▶ _Stated problem_
Give back the full listing verbatim, apart from its images.

▶ _Data block_
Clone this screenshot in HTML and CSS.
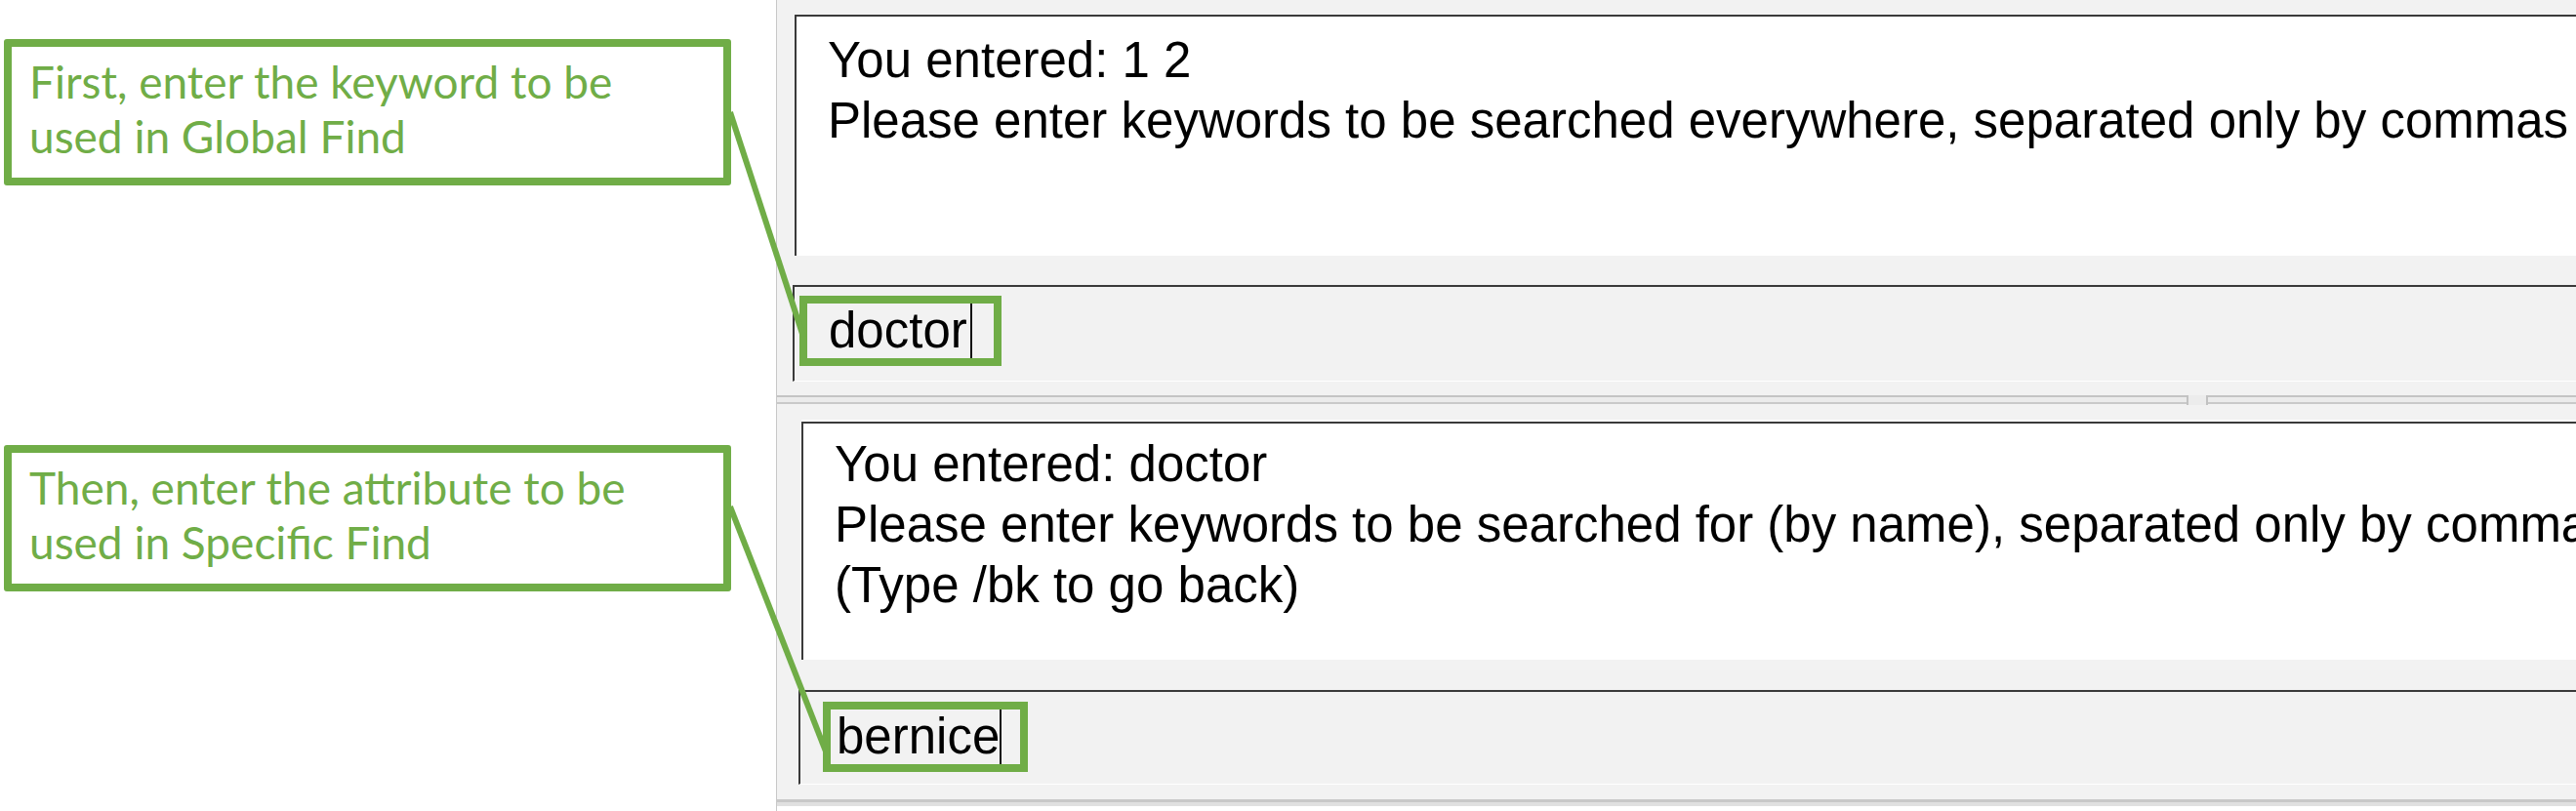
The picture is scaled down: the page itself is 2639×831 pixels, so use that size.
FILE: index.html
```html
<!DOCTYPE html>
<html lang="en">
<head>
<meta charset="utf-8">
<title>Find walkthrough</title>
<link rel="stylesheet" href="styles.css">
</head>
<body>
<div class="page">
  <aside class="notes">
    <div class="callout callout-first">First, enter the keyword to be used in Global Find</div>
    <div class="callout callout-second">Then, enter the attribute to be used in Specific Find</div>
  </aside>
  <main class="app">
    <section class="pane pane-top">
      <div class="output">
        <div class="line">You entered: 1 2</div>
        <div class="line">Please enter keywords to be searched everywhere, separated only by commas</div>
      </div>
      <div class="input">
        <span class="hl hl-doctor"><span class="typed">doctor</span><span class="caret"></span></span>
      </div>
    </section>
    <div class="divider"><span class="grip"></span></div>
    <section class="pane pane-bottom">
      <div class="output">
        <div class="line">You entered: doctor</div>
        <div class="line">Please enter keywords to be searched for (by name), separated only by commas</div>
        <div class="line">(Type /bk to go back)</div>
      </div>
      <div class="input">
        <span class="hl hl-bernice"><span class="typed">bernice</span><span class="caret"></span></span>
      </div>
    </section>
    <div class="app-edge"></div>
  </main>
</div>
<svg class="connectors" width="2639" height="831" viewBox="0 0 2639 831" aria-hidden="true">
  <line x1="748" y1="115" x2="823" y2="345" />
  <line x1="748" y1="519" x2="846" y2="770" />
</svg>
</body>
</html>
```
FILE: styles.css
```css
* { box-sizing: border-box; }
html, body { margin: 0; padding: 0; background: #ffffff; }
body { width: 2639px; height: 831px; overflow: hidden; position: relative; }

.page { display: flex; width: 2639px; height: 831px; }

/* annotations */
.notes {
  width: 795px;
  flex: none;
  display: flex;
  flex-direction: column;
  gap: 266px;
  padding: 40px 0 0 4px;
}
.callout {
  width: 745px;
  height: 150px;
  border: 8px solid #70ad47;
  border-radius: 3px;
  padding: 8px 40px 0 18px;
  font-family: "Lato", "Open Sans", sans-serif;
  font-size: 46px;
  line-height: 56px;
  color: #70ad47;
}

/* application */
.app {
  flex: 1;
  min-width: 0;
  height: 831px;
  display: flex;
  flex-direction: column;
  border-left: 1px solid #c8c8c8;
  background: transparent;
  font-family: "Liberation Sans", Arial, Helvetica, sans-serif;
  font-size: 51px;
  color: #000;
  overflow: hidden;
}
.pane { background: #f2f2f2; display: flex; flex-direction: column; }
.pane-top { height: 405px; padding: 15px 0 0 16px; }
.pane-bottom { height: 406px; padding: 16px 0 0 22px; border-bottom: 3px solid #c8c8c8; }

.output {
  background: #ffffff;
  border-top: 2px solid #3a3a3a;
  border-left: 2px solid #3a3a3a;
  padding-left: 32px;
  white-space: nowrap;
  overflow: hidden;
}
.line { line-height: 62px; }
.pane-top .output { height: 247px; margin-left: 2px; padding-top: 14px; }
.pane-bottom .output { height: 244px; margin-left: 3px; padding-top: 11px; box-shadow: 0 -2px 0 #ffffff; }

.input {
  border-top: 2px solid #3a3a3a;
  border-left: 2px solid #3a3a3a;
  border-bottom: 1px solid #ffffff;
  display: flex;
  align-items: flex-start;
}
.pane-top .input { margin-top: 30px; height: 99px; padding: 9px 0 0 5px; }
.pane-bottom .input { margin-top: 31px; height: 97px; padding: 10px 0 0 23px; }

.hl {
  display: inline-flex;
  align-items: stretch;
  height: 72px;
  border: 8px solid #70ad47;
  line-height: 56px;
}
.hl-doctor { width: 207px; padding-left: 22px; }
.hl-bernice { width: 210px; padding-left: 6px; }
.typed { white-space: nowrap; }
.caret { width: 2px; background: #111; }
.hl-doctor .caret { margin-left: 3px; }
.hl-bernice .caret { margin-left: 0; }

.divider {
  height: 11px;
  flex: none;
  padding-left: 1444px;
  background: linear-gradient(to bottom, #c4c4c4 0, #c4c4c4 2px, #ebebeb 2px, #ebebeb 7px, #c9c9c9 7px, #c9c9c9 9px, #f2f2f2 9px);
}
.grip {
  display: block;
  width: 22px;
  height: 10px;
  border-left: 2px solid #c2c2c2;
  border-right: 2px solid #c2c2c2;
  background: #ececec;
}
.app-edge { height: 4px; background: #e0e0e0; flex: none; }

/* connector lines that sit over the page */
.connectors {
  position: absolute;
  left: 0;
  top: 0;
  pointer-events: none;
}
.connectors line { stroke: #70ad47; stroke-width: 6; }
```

▶ _The output_
Clone this screenshot in HTML and CSS.
The picture is scaled down: the page itself is 2639×831 pixels, so use that size.
FILE: index.html
```html
<!DOCTYPE html>
<html lang="en">
<head>
<meta charset="utf-8">
<title>Find walkthrough</title>
<link rel="stylesheet" href="styles.css">
</head>
<body>
<div class="page">
  <aside class="notes">
    <div class="callout callout-first">First, enter the keyword to be used in Global Find</div>
    <div class="callout callout-second">Then, enter the attribute to be used in Specific Find</div>
  </aside>
  <main class="app">
    <section class="pane pane-top">
      <div class="output">
        <div class="line">You entered: 1 2</div>
        <div class="line">Please enter keywords to be searched everywhere, separated only by commas</div>
      </div>
      <div class="input">
        <span class="hl hl-doctor"><span class="typed">doctor</span><span class="caret"></span></span>
      </div>
    </section>
    <div class="divider"><span class="grip"></span></div>
    <section class="pane pane-bottom">
      <div class="output">
        <div class="line">You entered: doctor</div>
        <div class="line">Please enter keywords to be searched for (by name), separated only by commas</div>
        <div class="line">(Type /bk to go back)</div>
      </div>
      <div class="input">
        <span class="hl hl-bernice"><span class="typed">bernice</span><span class="caret"></span></span>
      </div>
    </section>
    <div class="app-edge"></div>
  </main>
</div>
<svg class="connectors" width="2639" height="831" viewBox="0 0 2639 831" aria-hidden="true">
  <line x1="748" y1="115" x2="823" y2="345" />
  <line x1="748" y1="519" x2="846" y2="770" />
</svg>
</body>
</html>
```
FILE: styles.css
```css
* { box-sizing: border-box; }
html, body { margin: 0; padding: 0; background: #ffffff; }
body { width: 2639px; height: 831px; overflow: hidden; position: relative; }

.page { display: flex; width: 2639px; height: 831px; }

/* annotations */
.notes {
  width: 795px;
  flex: none;
  display: flex;
  flex-direction: column;
  gap: 266px;
  padding: 40px 0 0 4px;
}
.callout {
  width: 745px;
  height: 150px;
  border: 8px solid #70ad47;
  border-radius: 3px;
  padding: 8px 40px 0 18px;
  font-family: "Lato", "Open Sans", sans-serif;
  font-size: 46px;
  line-height: 56px;
  color: #70ad47;
}

/* application */
.app {
  flex: 1;
  min-width: 0;
  height: 831px;
  display: flex;
  flex-direction: column;
  border-left: 1px solid #c8c8c8;
  background: transparent;
  font-family: "Liberation Sans", Arial, Helvetica, sans-serif;
  font-size: 51px;
  color: #000;
  overflow: hidden;
}
.pane { background: #f2f2f2; display: flex; flex-direction: column; }
.pane-top { height: 405px; padding: 15px 0 0 16px; }
.pane-bottom { height: 406px; padding: 16px 0 0 22px; border-bottom: 3px solid #c8c8c8; }

.output {
  background: #ffffff;
  border-top: 2px solid #3a3a3a;
  border-left: 2px solid #3a3a3a;
  padding-left: 32px;
  white-space: nowrap;
  overflow: hidden;
}
.line { line-height: 62px; }
.pane-top .output { height: 247px; margin-left: 2px; padding-top: 14px; }
.pane-bottom .output { height: 244px; margin-left: 3px; padding-top: 11px; box-shadow: 0 -2px 0 #ffffff; }

.input {
  border-top: 2px solid #3a3a3a;
  border-left: 2px solid #3a3a3a;
  border-bottom: 1px solid #ffffff;
  display: flex;
  align-items: flex-start;
}
.pane-top .input { margin-top: 30px; height: 99px; padding: 9px 0 0 5px; }
.pane-bottom .input { margin-top: 31px; height: 97px; padding: 10px 0 0 23px; }

.hl {
  display: inline-flex;
  align-items: stretch;
  height: 72px;
  border: 8px solid #70ad47;
  line-height: 56px;
}
.hl-doctor { width: 207px; padding-left: 22px; }
.hl-bernice { width: 210px; padding-left: 6px; }
.typed { white-space: nowrap; }
.caret { width: 2px; background: #111; }
.hl-doctor .caret { margin-left: 3px; }
.hl-bernice .caret { margin-left: 0; }

.divider {
  height: 11px;
  flex: none;
  padding-left: 1444px;
  background: linear-gradient(to bottom, #c4c4c4 0, #c4c4c4 2px, #ebebeb 2px, #ebebeb 7px, #c9c9c9 7px, #c9c9c9 9px, #f2f2f2 9px);
}
.grip {
  display: block;
  width: 22px;
  height: 10px;
  border-left: 2px solid #c2c2c2;
  border-right: 2px solid #c2c2c2;
  background: #ececec;
}
.app-edge { height: 4px; background: #e0e0e0; flex: none; }

/* connector lines that sit over the page */
.connectors {
  position: absolute;
  left: 0;
  top: 0;
  pointer-events: none;
}
.connectors line { stroke: #70ad47; stroke-width: 6; }
```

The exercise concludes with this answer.